On the other hand, the Ld. DR for the Revenue has primarily reiterated the stand taken by the Assessing Officer, and argued that penalty can be levied on estimated addition also.
We have heard both the parties and carefully gone through the submission put forth on behalf of the assessee along with the documents furnished and the case laws relied upon, and perused the fact of the case including the findings of the ld CIT(A) and other materials brought on record. We note that assessing officer made addition of Rs.47,22,600/- on account of maximum negative cash balance in cash book prepared to account for cash deposits made in the undisclosed bank account of the assessee. The assessing officer further denied the set off of loss incurred in the year on transactions in F & O segment of MCX of Rs.37,93,792/-. The Ld. CIT(A) allowed the set off of this loss and restricted the addition to Rs.9,28,808/-. Therefore, ld CIT(A) reduced the estimated addition from Rs.47,22,600/- to Rs.9,28,808/-. Later on, the matter reached to the Hon'ble ITAT, Surat, where the appeals of both department and the assessee were dismissed by Hon'ble ITAT, Surat. Meanwhile pursuant to order of Ld. CIT(A), the assessing officer resumed the penalty proceedings u/s 271(1)(c) r.w.s. 274 and after hearing the assessee levied penalty u/s 271(l)(c) of Rs.2,31,607/- on the addition confirmed by Ld.CIT(A).
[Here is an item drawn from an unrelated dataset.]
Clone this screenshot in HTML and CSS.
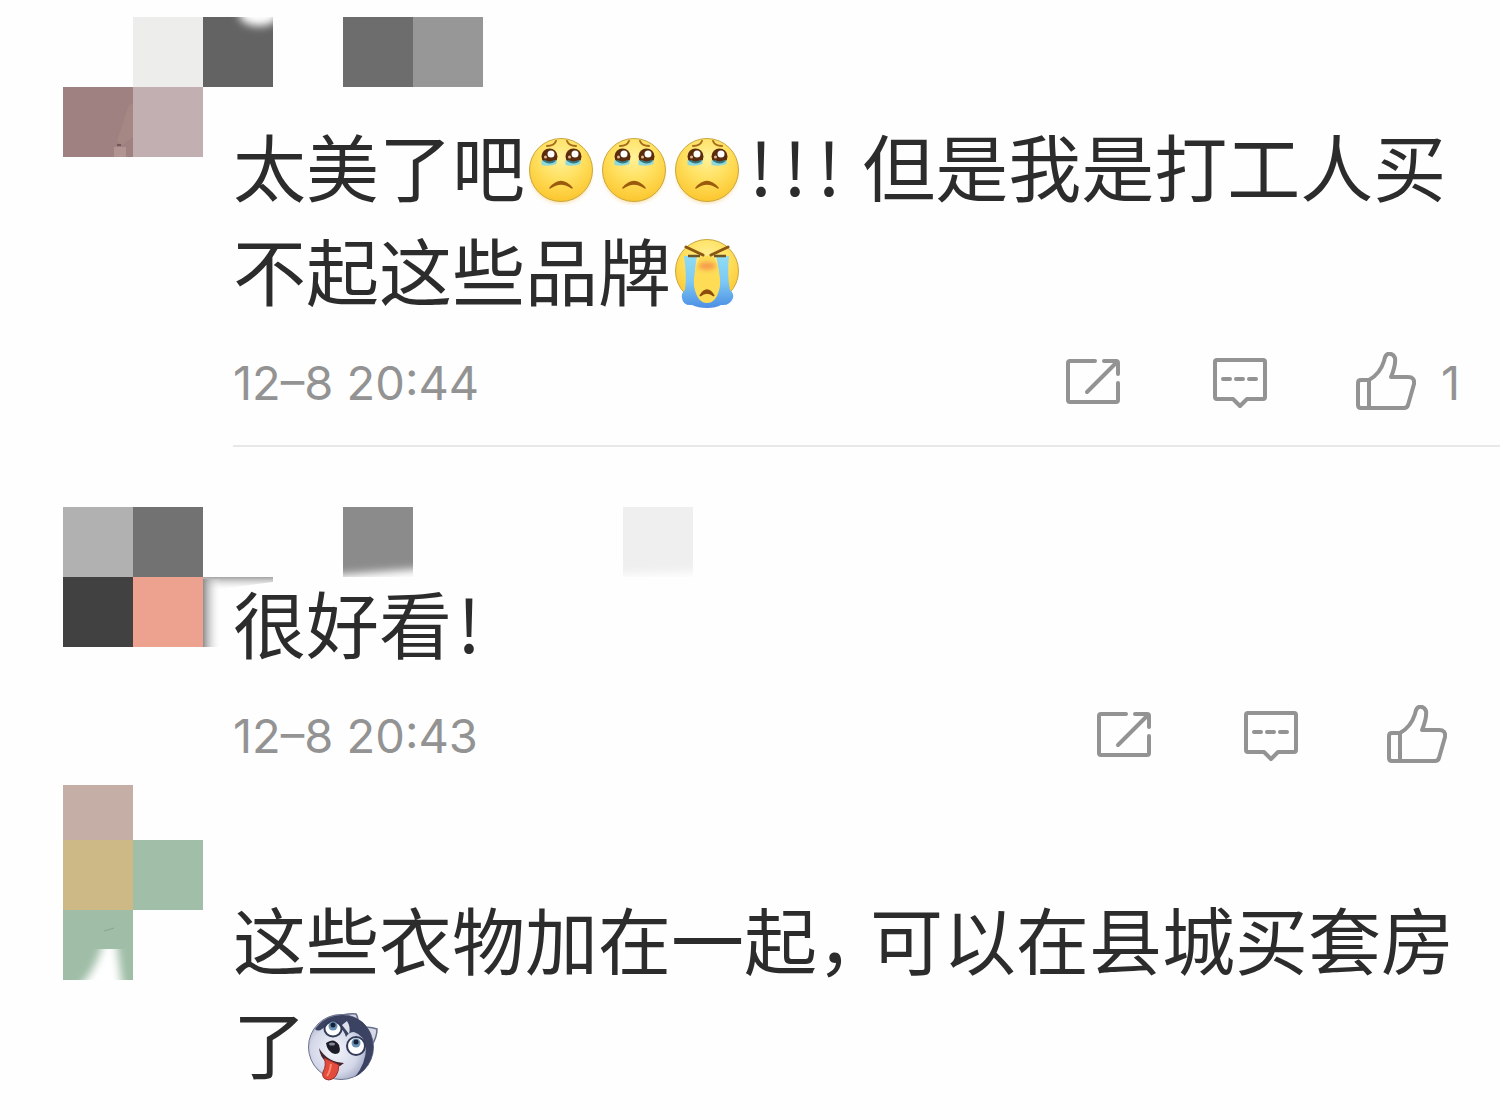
FILE: index.html
```html
<!DOCTYPE html>
<html lang="zh-CN">
<head>
    <meta charset="UTF-8">
    <meta name="viewport" content="width=device-width, initial-scale=1.0">
    <title>评论</title>
    <link rel="stylesheet" href="styles.css">
</head>
<body>
    <svg class="sprite" aria-hidden="true">
        <defs>
            <radialGradient id="faceFill" cx="50%" cy="30%" r="70%">
                <stop offset="0" stop-color="#fff29a"/>
                <stop offset="0.5" stop-color="#ffe060"/>
                <stop offset="1" stop-color="#fcc62e"/>
            </radialGradient>
            <linearGradient id="tearFill" x1="0" y1="0" x2="0" y2="1">
                <stop offset="0" stop-color="#8fdcf5"/>
                <stop offset="0.5" stop-color="#7cc8f4"/>
                <stop offset="1" stop-color="#4d8ee4"/>
            </linearGradient>
            <radialGradient id="furFill" cx="40%" cy="55%" r="60%">
                <stop offset="0" stop-color="#f4f5fc"/>
                <stop offset="0.6" stop-color="#d3d7e8"/>
                <stop offset="1" stop-color="#8f97b4"/>
            </radialGradient>
            <linearGradient id="fadeDown" x1="0" y1="0" x2="0" y2="1">
                <stop offset="0" stop-color="#8c8c8c" stop-opacity="0.8"/>
                <stop offset="1" stop-color="#fff" stop-opacity="0"/>
            </linearGradient>
            <linearGradient id="fadeRight">
                <stop offset="0" stop-color="#8c8c8c"/>
                <stop offset="1" stop-color="#fff" stop-opacity="0"/>
            </linearGradient>
            <filter id="soft" x="-50%" y="-50%" width="200%" height="200%">
                <feGaussianBlur stdDeviation="4"/>
            </filter>
            <filter id="blush" x="-50%" y="-50%" width="200%" height="200%">
                <feGaussianBlur stdDeviation="2"/>
            </filter>
        </defs>
        <symbol id="sad" viewBox="0 -3 65 70">
            <ellipse cx="32" cy="36" rx="30" ry="29" fill="#f5b93c" opacity="0.5" filter="url(#blush)"/>
            <circle cx="32" cy="32" r="31.5" fill="url(#faceFill)" stroke="#c9a73c"/>
            <path d="M18 8q7 0 9-5M38 3q2 5 9 5" fill="none" stroke="#a56c1c" stroke-width="2" stroke-linecap="round"/>
            <g id="wetEye">
                <circle cx="20.500" cy="18.500" r="8" fill="#5b2c0c"/>
                <path d="M12.500 22q8 4 15 0v4q-7 3-15 1z" fill="#8bd9dc"/>
                <path d="M15 22.500q6 4 11 0" fill="none" stroke="#367680" stroke-width="2"/>
                <circle cx="22" cy="16" r="3.500" fill="#fff"/>
                <circle cx="16.500" cy="19" r="1.500" fill="#e5b992"/>
            </g>
            <use href="#wetEye" x="24"/>
            <path d="M21 50q11-13 22 0-11-8-22 0z" fill="#9a5b0e" stroke="#9a5b0e" stroke-width="1.500" stroke-linejoin="round"/>
        </symbol>
        <symbol id="cry" viewBox="0 0 65 70">
            <circle cx="32" cy="32" r="31.500" fill="url(#faceFill)" stroke="#c9a73c"/>
            <path d="M9 17h13q-3 15-2 26 2 12 8 16l9 0q6-4 7-16 1-11-3-26h13q-2 20 1 34 4 3 3 8-3 8-12 7-5 3-14 3t-15-3q-9 1-10-7-1-5 3-8 2-14-1-34z" fill="url(#tearFill)"/>
            <path d="M25 18q7-3 14 0 7 14 6 29-3 17-13 17T19 47q-1-15 6-29z" fill="#fedc56"/>
            <ellipse cx="32" cy="27" rx="9" ry="4" fill="#f58d4c" opacity="0.8" filter="url(#blush)"/>
            <path d="M11 8l17 8M53 8l-17 8" stroke="#8b5712" stroke-width="3" stroke-linecap="round"/>
            <path d="M13 17h12M39 17h12" stroke="#6f5423" stroke-width="2.500"/>
            <path d="M25 57q7-12 14 0-7-6-14 0z" fill="#8b4d0e" stroke="#8b4d0e" stroke-width="1.500"/>
        </symbol>
        <symbol id="husky" viewBox="0 0 73 70">
            <path d="M28 6Q40 1 50 2q3 5 3 13zM56 16q7-2 15 1 0 8-5 16z" fill="#d6d8e5" stroke="#666d8c" stroke-width="1.500"/>
            <circle cx="35" cy="35" r="32.500" fill="url(#furFill)" stroke="#6b718c"/>
            <path d="M9 17Q19 3 37 3q19 1 27 17 6 15 1 27-5 12-16 18 11-14 11-29-2-13-12-16-5 0-8 5-2-7-7-10-10-4-17 2-4 3-7 0z" fill="#3b4262"/>
            <path d="M41 9q4 6 2 13l-7-9z" fill="#dfe2ed"/>
            <ellipse cx="27" cy="17" rx="8.500" ry="7.500" fill="#fff" stroke="#343b58" stroke-width="2"/>
            <circle cx="27" cy="14" r="4.500" fill="#6b91b5"/>
            <circle cx="27" cy="13" r="2.500" fill="#182238"/>
            <circle cx="50" cy="34" r="9" fill="#fff" stroke="#343b58" stroke-width="2"/>
            <circle cx="50" cy="31" r="4.500" fill="#6b91b5"/>
            <circle cx="50" cy="30" r="2.500" fill="#182238"/>
            <path d="M13 36q8 14 25 15l-4 3q-19-1-21-18z" fill="#41232c"/>
            <path d="M18 46q9 4 15 7-1 14-10 15-8-1-6-8 4-7 1-14z" fill="#e34c3c" stroke="#992f2c"/>
            <path d="M25 52q-1 8-4 12" fill="none" stroke="#ff8b72" stroke-width="2"/>
            <path d="M20 31q8-6 13 2 3 9-4 9-8-2-9-11z" fill="#1c1d29"/>
            <ellipse cx="26" cy="32" rx="3" ry="1.500" fill="#858899"/>
        </symbol>
        <symbol id="share" viewBox="0 0 60 60">
            <path d="M33 9H8q-2 0-2 2v37q0 2 2 2h46q2 0 2-2V31M42 9h12q2 0 2 2v11M54 11L25 40"/>
        </symbol>
        <symbol id="reply" viewBox="0 0 60 60">
            <path d="M8 8h46q2 0 2 2v35q0 2-2 2H38l-7 7-7-7H8q-2 0-2-2V10q0-2 2-2zM14 27h7M27 27h7M40 27h7"/>
        </symbol>
        <symbol id="like" viewBox="0 0 60 60">
            <path d="M13 28H5q-3 0-3 3v22q0 3 3 3h43q3 0 4-3l6-21q1-7-6-7H35q5-12 4-19-2-5-7-4-3 1-4 7-4 13-15 19zM13 28v28"/>
        </symbol>
    </svg>

    <main class="comments">
        <article class="comment first">
            <svg class="mosaic" viewBox="0 0 700 140" aria-hidden="true">
                <clipPath id="clipA"><path d="M140 0h70v70h-70z"/></clipPath>
                <path d="M70 0h70v70H70z" fill="#ededeb"/>
                <path d="M140 0h70v70h-70z" fill="#636363"/>
                <g clip-path="url(#clipA)"><ellipse cx="196" cy="-3" rx="20" ry="12" fill="#fff" filter="url(#soft)"/></g>
                <path d="M280 0h70v70h-70z" fill="#6d6d6d"/>
                <path d="M350 0h70v70h-70z" fill="#979797"/>
                <path d="M0 70h70v70H0z" fill="#9f8181"/>
                <path d="M70 70h70v70H70z" fill="#c2afb1"/>
                <path d="M66 88l4-2v34l-11 8-5-4z" fill="#ae9189" opacity="0.4"/>
                <path d="M51 130h12v10H51z" fill="#c2aaa6" opacity="0.5"/>
                <path d="M54 128h4" stroke="#73565c" stroke-width="2"/>
            </svg>
            <div class="body">
                <p class="text">太美了吧<svg class="emoji" role="img" aria-label="悲伤"><use href="#sad"/></svg><svg class="emoji" role="img" aria-label="悲伤"><use href="#sad"/></svg><svg class="emoji" role="img" aria-label="悲伤"><use href="#sad"/></svg><span class="mark">!</span><span class="mark">!</span><span class="mark">!</span> 但是我是打工人买不起这些品牌<svg class="emoji" role="img" aria-label="大哭"><use href="#cry"/></svg></p>
                <footer class="meta">
                    <time datetime="12-08T20:44">12–8 20:44</time>
                    <div class="actions">
                        <button type="button" aria-label="转发"><svg><use href="#share"/></svg></button>
                        <button type="button" aria-label="评论"><svg><use href="#reply"/></svg></button>
                        <button class="like" type="button" aria-label="赞 1"><svg><use href="#like"/></svg><span class="count">1</span></button>
                    </div>
                </footer>
            </div>
        </article>

        <article class="comment second">
            <svg class="mosaic" viewBox="0 0 700 140" aria-hidden="true">
                <clipPath id="clipB"><path d="M280 0h70v70h-70zM560 0h70v70h-70z"/></clipPath>
                <path d="M0 0h70v70H0z" fill="#b1b1b1"/>
                <path d="M70 0h70v70H70z" fill="#727272"/>
                <path d="M0 70h70v70H0z" fill="#414141"/>
                <path d="M70 70h70v70H70z" fill="#eca28f"/>
                <g clip-path="url(#clipB)">
                    <path d="M250-40h130v100l-130 10z" fill="#8b8b8b" filter="url(#soft)"/>
                    <path d="M530-40h130v104l-130 4z" fill="#efefef" filter="url(#soft)"/>
                </g>
                <path d="M140 70h70v5l-70 9z" fill="url(#fadeDown)"/>
                <path d="M140 72h18v68h-18z" fill="url(#fadeRight)"/>
            </svg>
            <div class="body">
                <p class="text">很好看<span class="mark">!</span></p>
                <footer class="meta">
                    <time datetime="12-08T20:43">12–8 20:43</time>
                    <div class="actions">
                        <button type="button" aria-label="转发"><svg><use href="#share"/></svg></button>
                        <button type="button" aria-label="评论"><svg><use href="#reply"/></svg></button>
                        <button class="like" type="button" aria-label="赞"><svg><use href="#like"/></svg><span></span></button>
                    </div>
                </footer>
            </div>
        </article>

        <article class="comment third">
            <svg class="mosaic" viewBox="0 0 700 195" aria-hidden="true">
                <clipPath id="clipC"><path d="M0 164h70v31H0z"/></clipPath>
                <path d="M0 0h70v55H0z" fill="#c5aea6"/>
                <path d="M0 55h70v70H0z" fill="#ccb986"/>
                <path d="M70 55h70v70H70z" fill="#a0bea8"/>
                <path d="M0 125h70v70H0z" fill="#9fbda7"/>
                <path d="M41 146l10-3" stroke="#86a78f" stroke-width="1"/>
                <g clip-path="url(#clipC)"><path d="M43 148h9l8 60H10q24-20 33-60z" fill="#fff" filter="url(#soft)"/></g>
            </svg>
            <div class="body">
                <p class="text">这些衣物加在一起<span class="comma">，</span>可以在县城买套房了<svg class="emoji wide" role="img" aria-label="哈士奇"><use href="#husky"/></svg></p>
            </div>
        </article>
    </main>
</body>
</html>
```
FILE: styles.css
```css
* {
    box-sizing: border-box;
}
body {
    margin: 0;
    background-color: #fefefe;
    color: #2c2c2c;
    font-family: "Noto Sans CJK SC", sans-serif;
}
.sprite {
    display: block;
    width: 0;
    height: 0;
}
.comments {
    padding: 17px 0 16px 63px;
}
.comment {
    display: grid;
    grid-template-columns: 170px 1fr;
}
/* the mosaic runs behind both columns */
.mosaic {
    grid-area: 1 / 1 / 2 / 3;
    width: 700px;
    max-width: 100%;
}
.body {
    grid-area: 1 / 2 / 2 / 3;
}
.first .body {
    padding: 95px 0 30px;
    border-bottom: 2px solid #e8e8e8;
}
.second {
    margin-top: 60px;
}
.second .body {
    padding-top: 62px;
}
.third {
    margin-top: 17px;
}
.third .body {
    padding-top: 100px;
}
.text {
    margin: 0;
    padding-right: 30px;
    font-size: 73px;
    line-height: 104px;
}
.emoji {
    width: 65px;
    height: 70px;
    margin: 0 4px;
    vertical-align: -9px;
}
.emoji.wide {
    width: 73px;
    margin: 0;
}
.mark {
    display: inline-block;
    width: 34px;
    text-align: center;
}
.comma {
    display: inline-block;
    width: 53px;
}
.meta {
    display: flex;
    align-items: center;
    justify-content: space-between;
    height: 66px;
    margin-top: 29px;
    padding-right: 40px;
    color: #939393;
    font-family: Inter, sans-serif;
    font-size: 47px;
}
.actions {
    display: flex;
    gap: 87px;
}
button {
    display: flex;
    align-items: center;
    padding: 0;
    border: none;
    background: none;
    color: inherit;
    font: inherit;
    cursor: pointer;
}
button svg {
    width: 60px;
    height: 60px;
    fill: none;
    stroke: #939393;
    stroke-width: 4;
    stroke-linecap: round;
    stroke-linejoin: round;
}
.like {
    gap: 13px;
}
.count {
    width: 31px;
    text-align: right;
}
```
From the facts narrated above, it is abundantly clear that penalty under section 271(1)(c) of the Act, is levied by the assessing officer on estimated addition. We note that penalty under section 271(1)(c) of the Act, is not sustainable, in the eye of law, if it is levied on estimated addition. For this proposition, the reliance can be placed on the judgment of the Coordinate Bench in Assessment Year. 2011-12 Alok S. Mehta HUF the case of Muralilal Ratanlal Agarwal v. ACIT in IT(SS)A Nos. 573 & 615/AHD/2012 for the AY.2004-05, order dated 05.07.2013 wherein it was held as follows: “9. We have heard the rival submissions and perused the material on record. We find that the Assessee had disclosed income of Rs. 5,50,000/- based on the peak credit worked out from the bank account found during the course of search. The peak credit as worked out by the Assessee was not found correct by Assessing Officer and he worked out peak credit of Rs. 15,05,702/- and on the enhanced peak credit penalty u/s. 271(1)(c) was levied by Assessing Officer. The addition made by the Assessing Officer is on estimation basis and is not based on any tangible material on record. It is a settled law that penalty cannot be levied merely on estimation of income. Further the explanation given by Assessee has not been found to be false. In view of aforesaid facts, we are of the view that no penalty can be levied in the present case. Thus the penalty is deleted.”
Apart from this, Learned Counsel submits that assessment proceedings and penalty proceedings are not same. The assessee has recorded all the transactions in his books of accounts, therefore there should not be any case of concealment. Learned Counsel took us through paper book page no.45, wherein he has stated that in last year the bank account was disclosed and the balance was carried forward in the current year, therefore bonafide of the assessee’s claim cannot be disputed i.e. there was a bonafide claim by the assessee, as the transaction was getting reflected in the previous year’s books and opening balance of the said bank account is getting reflected in the current year`s books of accounts. Therefore, it is not a case that bank account has never been disclosed to the Income Tax Authorities. The Learned Counsel submits that in case of a bank account, the addition based on the pick credit can be upheld and any addition on account of pick credit is kind of an estimated addition only, therefore the penalty u/s 271(1)(c) of the Act, should not be levied on such estimation.
We note that assessee submitted before us Form No. 3CD (vide paper book page no.26). The assessee submitted the balance sheet and profit and loss account which is placed at paper book page nos. 40 to 41. The assessee also submitted the schedules to the financial statement and contended that the said bank account has already been disclosed in the previous years’ books of accounts and the opening balance of the said bank has been getting reflected in the current year`s books of Page | 3
Assessment Year. 2011-12 Alok S. Mehta HUF accounts, therefore there is a bonafide claim of the assessee and on account of such bonafide claim, the penalty should not be levied on the assessee. We find merit in the submission of Ld. Counsel that Bank account was reflected in books of accounts in the previous year as well as in assessment year under consideration, hence assessee did not conceal the particulars of bank account. Besides, the penalty has been imposed by Assessing Officer on estimation, which is not sustainable in the eye of law. Hence, based on this factual position, we delete the penalty.
In the result, appeal filed by the assessee is allowed.
Order is pronounced on 24/02/2022 by placing result on notice board.